Yes, 3D is a big deal again, and I couldn’t be happier! I’ve loved 3D ever since I saw my first 3D movie, which was The Creature From the Black Lagoon. Many of you don’t know that film, which is a black-and-white picture, was a 3D movie; for those of you who are interested, 3D was a big thing in the 1950s, with movies like It Came From Outer Space (written by Ray Bradbury), Sahara with John Wayne, Robot Monster (featuring a gorilla wearing a space helmet), Bwana Devil and other such movies hitting the theatre.
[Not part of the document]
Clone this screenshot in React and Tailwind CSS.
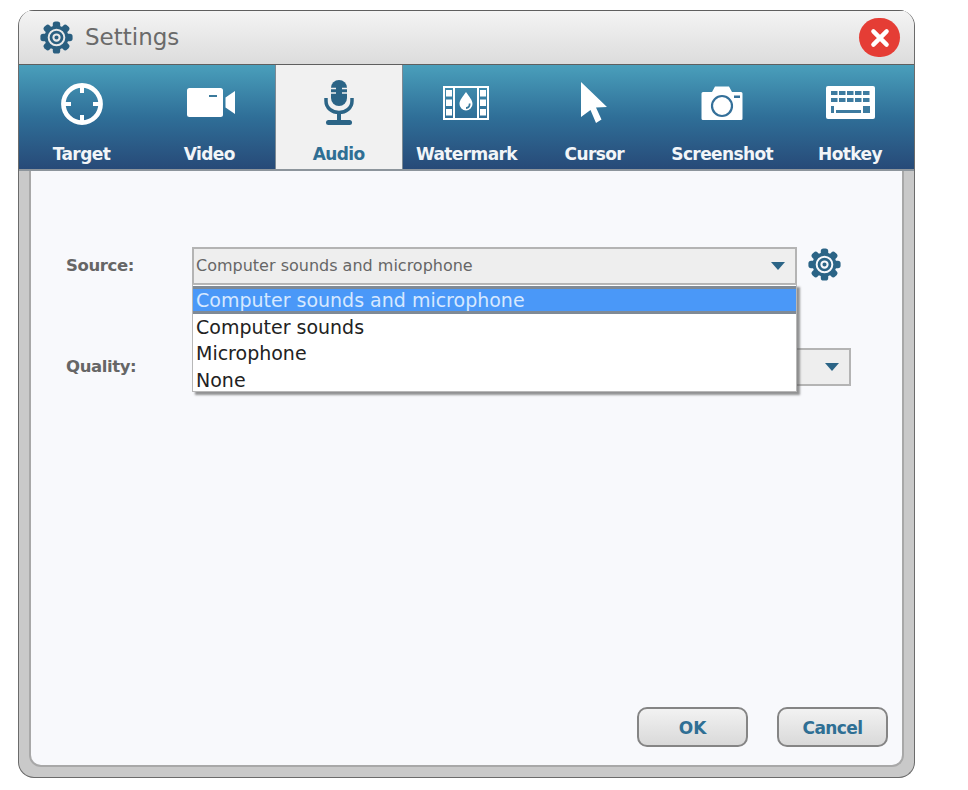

Only a few really high-class movies were made with the Polaroid® process, akin to today’s Real3D®, where you wear polarized lenses (as opposed to the cheaper and less effective anaglyph method, where you wore red and green glasses). Among the latter are the Vincent Price’s House of Wax, a full-colour production with a younger Charles Bronson, by the way. But I digress.
I *ahem* borrowed a few bucks from my mother’s purse and, being innocent in such matters as “mail theft” sent off to Captain Company for a few 3D comics, enclosing these purloined… er, borrowed bills—and sat back to wait for my 3D comics. And waited. Heck, I’m still waiting. That was my big disappointment with Captain Co., and I never sent them money again.
If you got an attack of nostalgia from this column and you want to buy all 8 issues of Spacemen on eBay, you should be prepared to spend about $900 for a set in good condition. Because it was a limited-edition (not that it was Forry’s intention) magazine, issues in good condition can bring a premium. Because I’m a collector, I have my issues still. All are in reasonable condition for 50-year-old magazines printed on pulp paper. (I used to have a full set of Famous Monsters, too, but I sold the earliest ones to a collector from New York—who still owes me $20! “Get the cash in advance” is my advice now.)
As I say every week, my opinion is mine and mine alone—unless something is a matter of fact and record. I’ll be happy to argue opinions in person, however, if we meet at a convention or whatever. And, of course, you can either comment here on the Amazing Stories website—although you’ll have to register—or on Facebook, where I also post a link in several fan-related groups. Next week, maybe something entirely different!
Arrgh! You beat me to it! I was planning an article on SPACEMEN…. oh well.
As a kid, all I was ever able to find was issue #1. Loved it. I, too, shared Forry’s dream of a Famous Monsters style zine devoted entirely to science fiction movies.
Unfortunately, whereas FM started up during the ‘Monster Craze’ fad, and helped create it, SPACEMEN came out at a time when the initial burst of SF films were over (having been replaced by ‘horror’ films), and SF genre movies were few and very low budget. There just wasn’t enough public interest to generate profit sufficient to keep the zine going. This was a great disappointment to Ackerman who had his heart set on making SPACEMEN equally as successful as FM. After all, SF had been his first love, and he the most famous SF fan in the forties, so it would have been a dream come true if it had taken off.
To this day I haven’t seen all of the films described in issue #1. At the time, I had seen NONE of them. They weren’t available on TV as yet, and were rarely shown in Ottawa theatres. SPACEMEN (& FM) were my only link to unseen wonders.
In time I acquired a complete set of SPACEMEN, generally in very poor condition, as these were the cheapest available. But then I wasn’t functioning as a ‘collector’ but as a second-childhood ‘kid’ looking to recover one of the joys of my youth. The set looks about as crummy as they would were they preserved from my first childhood, well manhandled, with rips and pencilled notations and cut-out ads. Makes the set all the more ‘authentic’ in my eyes. Their condition is so poor that to collectors they are worth virtually nothing. To me they are worth their weight in gold, lunar gold, or maybe even Martian gold.
To sum up, an excellent article on an obscure topic, but a most wonderful topic to those who remember what it was like to be a young kid in the early sixties. Thank you!
Heck, I even remember what issue one SMELLED like when I bought it off the stand. The ink was fresh and intoxicating…
Issue #1 still has a smell to it, but of age and must and decay. Still evocative though.
I figure my copy will last about as long as I do.